A made-for-MTV pilot that never became a full series, Araki dives back in to the Teenage Apocalypse world with high schoolers Casper, Miles, and Sluggo as they attend their bizarre new age school, get held up at the music store (with a cameo from the Man From The Other Place from Twin Peaks), and getting heartbroken and falling in love at the huge party tonight (the Chemical Brothers are spinning.)

Rating: five out five new Sugar Ray CDs

Favorite Line: Sluggo telling Casper about her new girlfriend: “And she’s a witch” “Cool” “I know”

Mysterious Skin – 2004

A drastic and darker turn in Araki’s filmography, Mysterious Skin revolves around two teenage boys, Neil and Brian, as they grow up in the aftermath of childhood trauma. Sexually abused at age 8, Neil interprets the abuse as a sexual awakening of sorts, later becoming a prostitute aiming specifically towards much older men. Brian is convinced his trauma was caused by alien abduction and becomes progressively more paranoid and obsessed. As he works to uncover the truth about what happened to him, he seeks out Neil after recalling the two of them together as children.

Rating: five out of five hours crying after watching this movie

Favorite Line: “Come on, I’ll buy you Dairy Queen.” (I just love that scene in the car and I just love Eric)

Smiley Face – 2007

The only movie Araki has directed but not written, Smiley Face follows Jane F., a young actress, as she gets progressively more stoned on her way to Venice Beach to pay back her dealer.

Rating: three out of five pot cupcakes (which are reserved for the sci-fi extravaganza-con!!! Do not eat! This means you Jane.)

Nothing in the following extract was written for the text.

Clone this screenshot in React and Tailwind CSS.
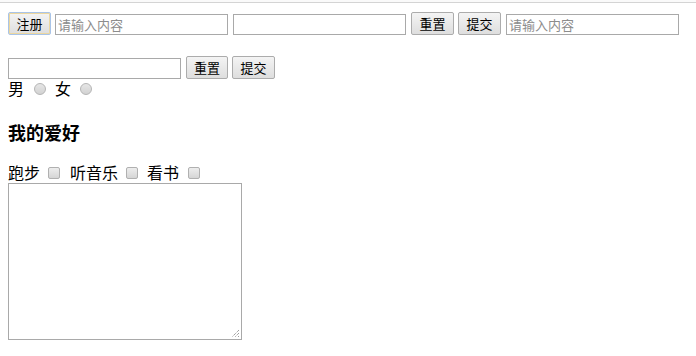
import React from "react";

const font = { fontFamily: '"Microsoft YaHei", "Noto Sans CJK SC", "Liberation Sans", sans-serif' };

function Btn({ children, focus, w = "w-[43px]" }) {
  return (
    <button
      className={`${w} h-[23px] shrink-0 flex items-center justify-center text-[13px] text-black rounded-[2px] border bg-gradient-to-b from-[#f4f4f4] to-[#dedede] ${
        focus ? "border-[#a9c4e8] shadow-[inset_0_0_0_1px_#ecd79f]" : "border-[#acacac]"
      }`}
    >
      {children}
    </button>
  );
}

function Input({ placeholder, w = "w-[173px]" }) {
  return (
    <div
      className={`${w} h-[21px] shrink-0 border border-[#a9a9a9] bg-white flex items-center pl-[2px] text-[13px] text-[#8c8c8c]`}
    >
      {placeholder}
    </div>
  );
}

function Radio() {
  return (
    <span className="block w-[12px] h-[12px] shrink-0 rounded-full border border-[#b5b5b5] bg-gradient-to-b from-[#e6e6e6] to-[#d2d2d2]" />
  );
}

function Check() {
  return (
    <span className="block w-[12px] h-[12px] shrink-0 rounded-[2px] border border-[#b0b0b0] bg-gradient-to-b from-[#ededed] to-[#d5d5d5]" />
  );
}

export default function App() {
  return (
    <div className="w-[696px] h-[356px] bg-white text-black relative overflow-hidden" style={font}>
      <div className="h-[3px] border-b border-[#d4d4d4] bg-[#fafafa]" />
      <div className="px-[8px]">
        <div className="flex items-end mt-[8px] h-[24px]">
          <Btn focus>注册</Btn>
          <div className="ml-[4px]"><Input placeholder="请输入内容" /></div>
          <div className="ml-[5px]"><Input /></div>
          <div className="ml-[5px]"><Btn>重置</Btn></div>
          <div className="ml-[4px]"><Btn>提交</Btn></div>
          <div className="ml-[5px]"><Input placeholder="请输入内容" /></div>
        </div>
        <div className="flex items-end mt-[20px] h-[24px]">
          <Input w="w-[173px]" />
          <div className="ml-[5px]"><Btn w="w-[42px]">重置</Btn></div>
          <div className="ml-[4px]"><Btn>提交</Btn></div>
        </div>
        <div className="flex items-center h-[19px] text-[16px] leading-[19px]">
          <span>男</span>
          <span className="ml-[10px] flex"><Radio /></span>
          <span className="ml-[9px]">女</span>
          <span className="ml-[9px] flex"><Radio /></span>
        </div>
        <div className="mt-[23px] text-[18px] font-bold leading-[22px]">我的爱好</div>
        <div className="mt-[20px] flex items-center h-[19px] text-[16px] leading-[19px]">
          <span>跑步</span>
          <span className="ml-[8px] flex"><Check /></span>
          <span className="ml-[10px]">听音乐</span>
          <span className="ml-[8px] flex"><Check /></span>
          <span className="ml-[9px]">看书</span>
          <span className="ml-[9px] flex"><Check /></span>
        </div>
        <div className="mt-[1px] relative w-[234px] h-[157px] border border-[#a9a9a9] bg-white">
          <svg className="absolute right-[1px] bottom-[1px]" width="10" height="10" viewBox="0 0 10 10">
            <path d="M9 2 L2 9 M9 5 L5 9 M9 8 L8 9" stroke="#777" strokeWidth="1" strokeDasharray="1 1" />
          </svg>
        </div>
      </div>
    </div>
  );
}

Favorite Line: “You think you're so... umm... uhh... JESUS! Then you go on and on and on about this and that and all this other bullshit! And all I gotta say is FUCK MAN! This situation is totally fucked! With a capital! I mean... Have you ever!... Do you like even... DO YOU? You tell your people that!”

Kaboom – 2011

College student, Smith’s routine of parties, sex, and hanging around campus is interrupted by recurring weird dreams about a strange girl trying to escape masked killers, eventually drawing him in to a major conspiracy.

Rating: three out of five see-through thigh high boots

Favorite Line: “Dude, it’s a vagina not a bowl of spaghetti”

N

White Bird in A Blizzard – 2014

After her mother’s sudden and unexplained disappearance, Kat tries to deal with her general coming-of-age while dealing with the mystery of what happened to her mother.

Rating: four and a half out of five of Kat’s post-punk mixtapes

Favorite Line: Kat and her friends back home from college “Ugh I can’t believe we ever lived here.” “Oh I know! Though I kinda find it reassuring how this place never changes you know? Like its frozen in time.” “Ew.”